As of 7 a.m. on Thursday, Illinois State Police say the call volume has picked up in southern Illinois.
ISP says they have seen the most calls in southern Williamson County. Troopers are seeing a lot of slide-offs along I-57 south of Marion. There have been about half-dozen calls from that area.
They also remind drivers to yield to emergency and snow removal equipment. Scott's Law requires drivers to reduce speed, change lanes if possible and proceed with due caution when approaching emergency vehicles.
ISP provided the following safety tips for drivers:
- Plan ahead and check the forecast - Determine if the trip is necessary during inclement weather
- If you have to get out, make sure your vehicle is prepared for the journey as well. Ensure all of its fluids are topped off, the tire pressures and tread depths are checked and your windshield wipers are in good condition
- Don't Crowd the Plow! - Remember, a snowplow operator's field of vision is restricted. You may see them, but they may not see you
- Watch out for black ice - Roads that appear clear may be treacherous. Take it slow when approaching intersections, off-ramps, bridges and shady areas. All are prone to black ice
- Always keep your gas tank at least two-thirds full
- Dress warmly for the weather - Dress in layers of loose-fitting, lightweight clothing in anticipation of unexpected winter weather emergencies
- Make sure someone is aware of your travel route
- Always carry an emergency car care kit that contains jumper cables, flares or reflectors, windshield washer fluid, a small ice scraper, traction material, blankets, non-perishable food and a first aid kit
- Always carry a charged cell phone
- Always wear a safety belt
The Williamson County Fire Protection District is preparing for snow on Thursday.
While still not certain, a band of light snow may reach the Interstate 64 corridor of southern Illinois just before daybreak on Thursday. The bulk of the accumulating snowfall is expected in the morning hours.

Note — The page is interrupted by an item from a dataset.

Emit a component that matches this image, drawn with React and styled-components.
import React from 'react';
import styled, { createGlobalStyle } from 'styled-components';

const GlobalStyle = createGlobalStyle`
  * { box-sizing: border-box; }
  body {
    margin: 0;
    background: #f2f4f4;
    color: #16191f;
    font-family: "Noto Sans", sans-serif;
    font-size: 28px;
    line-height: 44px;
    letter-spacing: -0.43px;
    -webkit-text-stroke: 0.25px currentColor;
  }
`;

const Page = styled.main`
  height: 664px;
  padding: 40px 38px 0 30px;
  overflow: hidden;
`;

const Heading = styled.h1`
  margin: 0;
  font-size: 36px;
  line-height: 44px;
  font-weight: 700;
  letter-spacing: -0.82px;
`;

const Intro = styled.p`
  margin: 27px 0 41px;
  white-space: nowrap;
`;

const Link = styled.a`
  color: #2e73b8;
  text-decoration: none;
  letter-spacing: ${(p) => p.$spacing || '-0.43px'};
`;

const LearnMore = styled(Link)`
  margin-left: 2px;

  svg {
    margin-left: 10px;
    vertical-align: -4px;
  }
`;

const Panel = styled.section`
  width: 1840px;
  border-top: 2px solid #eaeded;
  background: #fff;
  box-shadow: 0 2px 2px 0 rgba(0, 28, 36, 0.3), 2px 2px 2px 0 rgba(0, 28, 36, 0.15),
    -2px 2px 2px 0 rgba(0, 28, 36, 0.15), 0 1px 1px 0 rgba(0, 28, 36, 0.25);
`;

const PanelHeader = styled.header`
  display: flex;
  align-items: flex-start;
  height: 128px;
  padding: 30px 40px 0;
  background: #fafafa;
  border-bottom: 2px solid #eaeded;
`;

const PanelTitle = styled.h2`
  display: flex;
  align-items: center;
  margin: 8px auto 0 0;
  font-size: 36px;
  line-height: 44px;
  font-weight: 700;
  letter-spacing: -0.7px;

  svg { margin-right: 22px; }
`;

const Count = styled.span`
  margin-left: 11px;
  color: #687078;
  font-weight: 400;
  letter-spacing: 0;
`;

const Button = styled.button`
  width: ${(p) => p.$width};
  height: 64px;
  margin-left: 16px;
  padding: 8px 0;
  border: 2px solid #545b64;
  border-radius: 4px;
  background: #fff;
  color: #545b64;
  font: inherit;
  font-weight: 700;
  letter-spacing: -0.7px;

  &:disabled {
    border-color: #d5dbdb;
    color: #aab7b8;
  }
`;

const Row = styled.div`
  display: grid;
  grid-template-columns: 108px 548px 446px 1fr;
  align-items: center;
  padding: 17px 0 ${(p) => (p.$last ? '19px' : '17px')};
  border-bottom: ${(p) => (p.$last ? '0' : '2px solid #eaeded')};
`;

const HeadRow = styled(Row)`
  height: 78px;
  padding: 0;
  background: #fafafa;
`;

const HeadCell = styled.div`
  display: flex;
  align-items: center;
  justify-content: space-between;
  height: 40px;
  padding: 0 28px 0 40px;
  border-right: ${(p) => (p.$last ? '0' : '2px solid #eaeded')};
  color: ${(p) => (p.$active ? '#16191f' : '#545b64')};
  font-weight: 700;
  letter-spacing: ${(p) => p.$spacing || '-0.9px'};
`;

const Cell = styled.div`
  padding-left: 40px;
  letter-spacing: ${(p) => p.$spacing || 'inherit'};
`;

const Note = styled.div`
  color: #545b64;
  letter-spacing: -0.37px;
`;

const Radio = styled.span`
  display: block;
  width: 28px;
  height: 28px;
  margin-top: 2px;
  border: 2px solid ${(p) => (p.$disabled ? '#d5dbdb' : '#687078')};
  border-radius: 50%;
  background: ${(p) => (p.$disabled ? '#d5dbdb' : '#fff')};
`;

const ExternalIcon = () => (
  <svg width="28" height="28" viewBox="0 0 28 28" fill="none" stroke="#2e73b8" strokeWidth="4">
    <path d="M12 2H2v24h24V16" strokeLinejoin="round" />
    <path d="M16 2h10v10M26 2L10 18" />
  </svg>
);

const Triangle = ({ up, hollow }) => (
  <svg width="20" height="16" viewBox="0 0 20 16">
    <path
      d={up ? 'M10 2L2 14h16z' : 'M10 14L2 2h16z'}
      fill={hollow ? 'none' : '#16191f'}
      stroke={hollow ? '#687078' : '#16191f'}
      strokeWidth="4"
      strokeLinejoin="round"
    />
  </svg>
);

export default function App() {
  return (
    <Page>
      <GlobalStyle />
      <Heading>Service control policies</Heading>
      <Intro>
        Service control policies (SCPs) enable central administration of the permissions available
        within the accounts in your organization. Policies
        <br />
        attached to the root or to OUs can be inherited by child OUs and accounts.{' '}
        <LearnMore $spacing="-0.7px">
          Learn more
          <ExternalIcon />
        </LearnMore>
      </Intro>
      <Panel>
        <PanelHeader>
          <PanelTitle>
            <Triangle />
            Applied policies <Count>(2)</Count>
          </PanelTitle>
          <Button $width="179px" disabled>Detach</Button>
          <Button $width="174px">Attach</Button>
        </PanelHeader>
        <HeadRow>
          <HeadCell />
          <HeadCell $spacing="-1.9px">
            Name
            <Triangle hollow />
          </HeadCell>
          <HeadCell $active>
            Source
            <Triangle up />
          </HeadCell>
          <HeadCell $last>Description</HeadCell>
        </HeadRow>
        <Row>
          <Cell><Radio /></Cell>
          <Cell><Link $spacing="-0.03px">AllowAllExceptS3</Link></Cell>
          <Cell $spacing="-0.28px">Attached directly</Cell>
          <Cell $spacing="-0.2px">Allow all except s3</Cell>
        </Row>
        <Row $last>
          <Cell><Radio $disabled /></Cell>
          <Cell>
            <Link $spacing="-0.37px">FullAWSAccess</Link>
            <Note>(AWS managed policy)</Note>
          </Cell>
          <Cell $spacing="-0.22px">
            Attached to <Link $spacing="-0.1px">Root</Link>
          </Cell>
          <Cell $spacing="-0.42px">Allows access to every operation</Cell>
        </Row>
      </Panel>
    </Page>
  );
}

Warming center in Kentucky
Benton's Joe Creason Building in Benton Park will be open for a warming center. The hours include Thursday, Jan. 5 from 6 p.m. to 6 a.m.; Friday, Jan. 6 from 11 p.m. to 6 a.m.; and Saturday, Jan. 7 from 6 p.m. to 6 a.m.
The Hardin Community Center will be open as a warming center during the following nights:
- Thursday, Jan. 5: 6 p.m. - 6 a.m.
- Friday, Jan. 6: 6 p.m. - 6 a.m.
- Saturday, Jan. 7: 6 p.m. - 6 a.m.
Crews pre-treating roads
As of noon on Thursday, KYTC crews were spreading salt after less than a half-inch of snow fell across District 1 counties. Crews mainly concentrated on bridges and overpasses, but responded to a number of calls from police agencies about specific slick spots.
According to Keith Todd with KYTC, there have been a number of minor crashes, mainly along the I-24 corridor and Purchase Parkway through west Kentucky.
Crews will continue salting as needed through the day. Todd said they are expecting another round of snow to roll through before sunset.
He said their main concern going into the overnight hours is the potential for re-freezing. Overnight temps are expected to be down in the teens. Salt and other ice-fighting chemicals become less effective at melting snow and ice below about 18 degrees.
Kentucky State Police has some safe winter travel tips:
- Check road and weather conditions before you leave by clicking here to visit goky.ky.gov, an online traffic, roadway information and weather portal operated by the Kentucky Transportation Cabinet. It's user-friendly and offers real-time information that is updated every 2 minutes. (Refrain from calling KSP posts or 911 for road or weather conditions due to high call volume).
- Reduce speed in wintery conditions
- Leave early - allow more travel time; expect delays
- Increase distance between vehicles - the ability to stop is significantly affected on snow covered or icy roadways
- Clear all windows on your vehicle prior to travel - having unobstructed vision is vital to avoid running off of the road or having a collision
- Ensure your windshield washer fluid is full and that you use an anti-ice solution
- Turn on your vehicle's headlamps. Remove any dirt, mud or snow
- Use caution on bridges and overpasses as they are susceptible to freezing before roadways
- Avoid using cruise control which can cause a vehicle's wheels to continue turning on a slippery surface when speed needs to be decreased
- Ensure your vehicle has a full tank of gas in the event you are stranded for an extended period of time
- Charge your cell phone prior to leaving
- Always dress warmly and keep a blanket in the vehicle
- Carry a winter survival kit that includes items such as blankets, a first-aid kit, a can and waterproof matches (to melt snow for water), windshield scraper, booster cables, road maps, tool kit, bag of sand or cat litter (to pour on ice or snow for added traction), collapsible shovel, flashlight and extra batteries
KSP is also asking people to look out for stranded drivers. If you see or suspect that someone is stranded, call KSP at 1-800-222-5555.
If you get stranded, staying in your vehicle is often the safest choice. KSP has these tips:
- Tie a brightly colored cloth to the antenna as a signal to rescuers
- Move anything you need from the trunk into the passenger area
- Wrap your entire body, including your head, in blankets, or extra clothing
- Stay awake. You will be less vulnerable to cold-related health problems
- Run the motor (and heater) for about 10 minutes per hour, opening one window slightly to let air in. Make sure that snow is not blocking the exhaust pipe, this will reduce the risk of carbon monoxide poisoning
- As you sit, keep moving your arms and legs to improve your circulation and stay warmer
- Do not eat un-melted snow. It will lower your body temperature
Also remember to bring in your pets when the temperatures drop.